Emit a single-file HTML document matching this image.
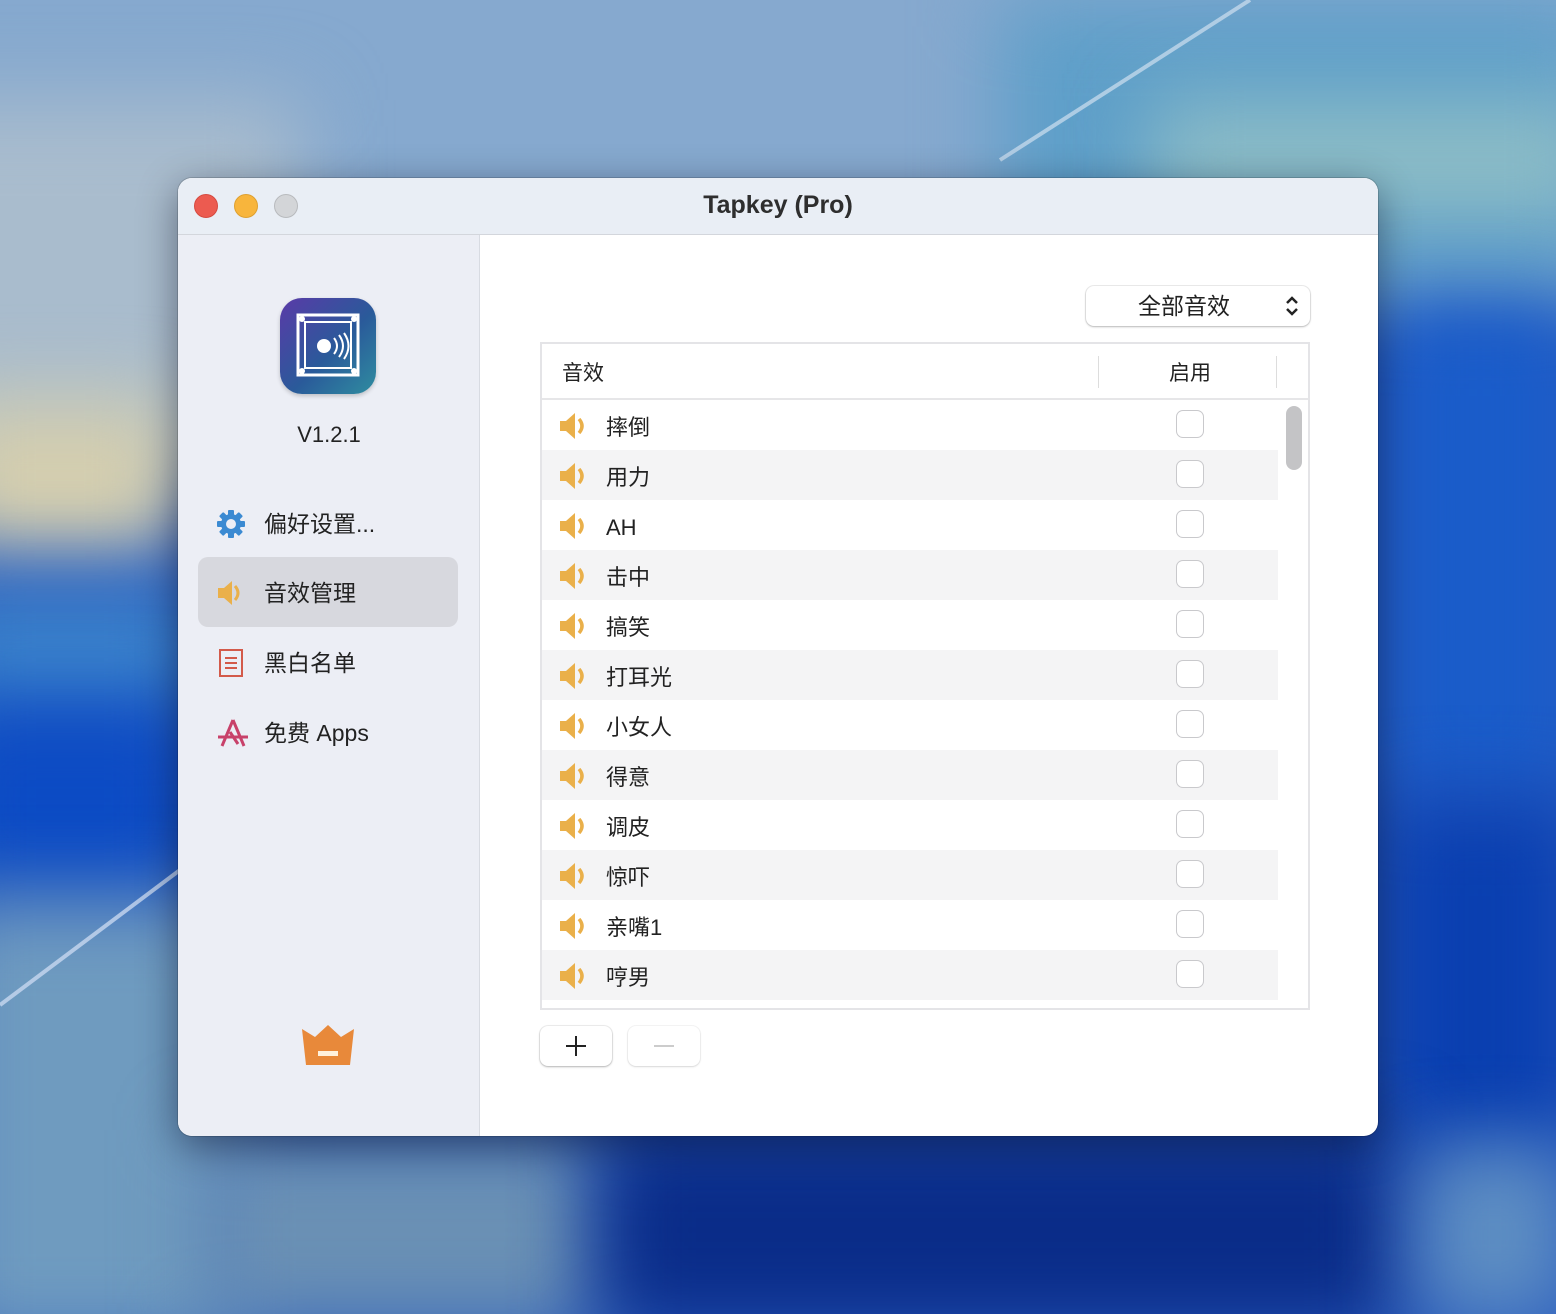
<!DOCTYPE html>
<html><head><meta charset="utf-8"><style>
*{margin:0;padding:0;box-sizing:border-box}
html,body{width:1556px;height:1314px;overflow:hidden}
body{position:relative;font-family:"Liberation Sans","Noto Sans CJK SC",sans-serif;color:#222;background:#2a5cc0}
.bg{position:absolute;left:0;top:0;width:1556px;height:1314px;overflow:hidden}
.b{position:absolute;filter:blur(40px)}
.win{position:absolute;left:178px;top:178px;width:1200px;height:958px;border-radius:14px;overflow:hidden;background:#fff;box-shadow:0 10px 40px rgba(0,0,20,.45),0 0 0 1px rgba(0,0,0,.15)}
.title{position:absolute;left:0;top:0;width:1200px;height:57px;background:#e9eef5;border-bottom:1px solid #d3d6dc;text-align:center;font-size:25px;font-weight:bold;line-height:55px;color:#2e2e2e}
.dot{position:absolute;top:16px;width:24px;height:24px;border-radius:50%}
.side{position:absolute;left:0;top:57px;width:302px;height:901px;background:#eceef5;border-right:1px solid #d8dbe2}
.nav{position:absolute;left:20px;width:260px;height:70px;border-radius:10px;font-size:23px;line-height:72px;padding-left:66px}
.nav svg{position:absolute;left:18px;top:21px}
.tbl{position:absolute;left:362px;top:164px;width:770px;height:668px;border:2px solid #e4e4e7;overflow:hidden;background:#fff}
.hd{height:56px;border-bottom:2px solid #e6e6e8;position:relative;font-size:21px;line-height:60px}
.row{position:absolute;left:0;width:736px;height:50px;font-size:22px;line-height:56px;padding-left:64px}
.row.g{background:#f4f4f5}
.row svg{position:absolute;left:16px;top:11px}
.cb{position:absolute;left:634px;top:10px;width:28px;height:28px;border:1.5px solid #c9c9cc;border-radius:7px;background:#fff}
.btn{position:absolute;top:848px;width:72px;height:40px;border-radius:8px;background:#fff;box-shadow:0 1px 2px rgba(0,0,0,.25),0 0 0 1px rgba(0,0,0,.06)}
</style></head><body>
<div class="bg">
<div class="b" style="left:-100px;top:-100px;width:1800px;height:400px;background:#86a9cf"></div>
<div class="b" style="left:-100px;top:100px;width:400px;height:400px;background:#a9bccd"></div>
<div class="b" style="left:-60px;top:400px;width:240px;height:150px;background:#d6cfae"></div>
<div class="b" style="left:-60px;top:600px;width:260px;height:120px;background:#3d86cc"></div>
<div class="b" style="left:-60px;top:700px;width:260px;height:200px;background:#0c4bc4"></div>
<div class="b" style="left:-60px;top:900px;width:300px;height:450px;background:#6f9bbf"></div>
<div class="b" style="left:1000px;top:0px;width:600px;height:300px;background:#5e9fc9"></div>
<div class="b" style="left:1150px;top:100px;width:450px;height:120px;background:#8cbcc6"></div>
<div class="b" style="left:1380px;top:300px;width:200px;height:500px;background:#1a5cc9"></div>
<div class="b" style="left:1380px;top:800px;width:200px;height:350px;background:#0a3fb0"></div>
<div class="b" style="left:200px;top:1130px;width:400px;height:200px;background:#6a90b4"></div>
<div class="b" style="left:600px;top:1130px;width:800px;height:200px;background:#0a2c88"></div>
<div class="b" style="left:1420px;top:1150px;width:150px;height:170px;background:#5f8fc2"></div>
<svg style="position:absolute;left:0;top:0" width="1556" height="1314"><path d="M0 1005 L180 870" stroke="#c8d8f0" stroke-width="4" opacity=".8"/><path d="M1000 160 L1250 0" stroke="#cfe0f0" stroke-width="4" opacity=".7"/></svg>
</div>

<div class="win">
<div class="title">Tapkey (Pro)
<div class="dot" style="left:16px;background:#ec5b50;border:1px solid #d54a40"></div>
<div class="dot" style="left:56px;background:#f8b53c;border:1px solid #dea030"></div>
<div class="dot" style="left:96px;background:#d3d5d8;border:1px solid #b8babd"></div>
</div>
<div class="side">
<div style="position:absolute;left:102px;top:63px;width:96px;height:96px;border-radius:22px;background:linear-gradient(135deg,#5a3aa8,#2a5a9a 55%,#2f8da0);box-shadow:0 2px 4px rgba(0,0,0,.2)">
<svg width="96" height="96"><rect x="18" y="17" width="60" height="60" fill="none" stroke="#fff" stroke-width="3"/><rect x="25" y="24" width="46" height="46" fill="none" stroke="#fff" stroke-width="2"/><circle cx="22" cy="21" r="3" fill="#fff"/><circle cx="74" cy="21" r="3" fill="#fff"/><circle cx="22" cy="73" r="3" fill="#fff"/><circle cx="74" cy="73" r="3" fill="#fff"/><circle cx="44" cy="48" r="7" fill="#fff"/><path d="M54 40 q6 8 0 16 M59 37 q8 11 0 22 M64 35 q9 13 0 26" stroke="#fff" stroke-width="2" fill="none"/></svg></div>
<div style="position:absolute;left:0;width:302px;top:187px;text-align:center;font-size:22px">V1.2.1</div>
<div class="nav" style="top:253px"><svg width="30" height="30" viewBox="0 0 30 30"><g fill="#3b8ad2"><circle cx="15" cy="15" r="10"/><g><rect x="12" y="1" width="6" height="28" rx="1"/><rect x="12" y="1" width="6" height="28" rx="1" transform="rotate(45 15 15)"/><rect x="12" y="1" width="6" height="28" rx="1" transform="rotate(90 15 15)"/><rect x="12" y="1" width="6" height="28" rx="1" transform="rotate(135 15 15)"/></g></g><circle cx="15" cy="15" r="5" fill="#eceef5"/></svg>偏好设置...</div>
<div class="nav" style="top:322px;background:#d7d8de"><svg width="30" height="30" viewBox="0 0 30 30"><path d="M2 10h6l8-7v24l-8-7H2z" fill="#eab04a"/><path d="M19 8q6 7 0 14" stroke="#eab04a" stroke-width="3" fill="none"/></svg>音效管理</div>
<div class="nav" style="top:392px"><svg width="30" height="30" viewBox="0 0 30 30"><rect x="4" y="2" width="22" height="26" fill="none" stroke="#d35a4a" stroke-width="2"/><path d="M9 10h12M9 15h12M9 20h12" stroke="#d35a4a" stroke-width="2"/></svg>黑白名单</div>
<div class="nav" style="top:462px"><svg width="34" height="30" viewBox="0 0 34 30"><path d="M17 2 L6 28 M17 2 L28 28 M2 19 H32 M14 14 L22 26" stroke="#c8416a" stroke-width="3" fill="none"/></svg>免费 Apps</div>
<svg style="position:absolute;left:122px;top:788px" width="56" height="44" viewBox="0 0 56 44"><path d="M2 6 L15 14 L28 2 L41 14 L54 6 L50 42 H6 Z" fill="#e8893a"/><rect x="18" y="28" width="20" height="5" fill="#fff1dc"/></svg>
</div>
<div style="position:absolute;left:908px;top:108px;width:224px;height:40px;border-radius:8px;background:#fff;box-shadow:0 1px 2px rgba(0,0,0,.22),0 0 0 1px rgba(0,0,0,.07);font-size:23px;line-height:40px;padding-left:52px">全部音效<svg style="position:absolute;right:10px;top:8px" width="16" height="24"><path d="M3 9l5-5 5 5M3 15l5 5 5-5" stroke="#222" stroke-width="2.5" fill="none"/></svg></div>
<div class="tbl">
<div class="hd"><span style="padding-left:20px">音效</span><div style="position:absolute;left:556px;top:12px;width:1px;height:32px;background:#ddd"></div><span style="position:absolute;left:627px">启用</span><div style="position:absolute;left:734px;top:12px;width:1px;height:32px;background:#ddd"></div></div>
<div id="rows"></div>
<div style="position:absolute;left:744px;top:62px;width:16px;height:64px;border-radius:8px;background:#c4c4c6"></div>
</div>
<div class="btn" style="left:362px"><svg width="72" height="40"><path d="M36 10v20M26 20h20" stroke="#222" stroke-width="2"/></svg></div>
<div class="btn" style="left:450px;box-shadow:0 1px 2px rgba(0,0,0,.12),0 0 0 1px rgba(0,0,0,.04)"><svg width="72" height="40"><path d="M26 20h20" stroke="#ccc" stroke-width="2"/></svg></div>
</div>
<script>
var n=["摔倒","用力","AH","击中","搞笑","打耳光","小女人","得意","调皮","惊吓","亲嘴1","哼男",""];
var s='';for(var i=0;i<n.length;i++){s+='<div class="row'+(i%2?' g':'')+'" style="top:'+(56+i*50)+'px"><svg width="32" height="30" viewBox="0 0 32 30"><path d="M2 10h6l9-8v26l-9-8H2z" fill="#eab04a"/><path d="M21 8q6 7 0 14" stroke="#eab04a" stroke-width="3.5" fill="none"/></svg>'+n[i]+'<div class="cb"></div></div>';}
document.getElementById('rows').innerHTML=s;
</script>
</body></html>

### AIM OF THE EXERCISE
Looking at the listing above, count the lines that contain "document" and give nothing but the number.

### SOLUTION FOR THIS EXERCISE
2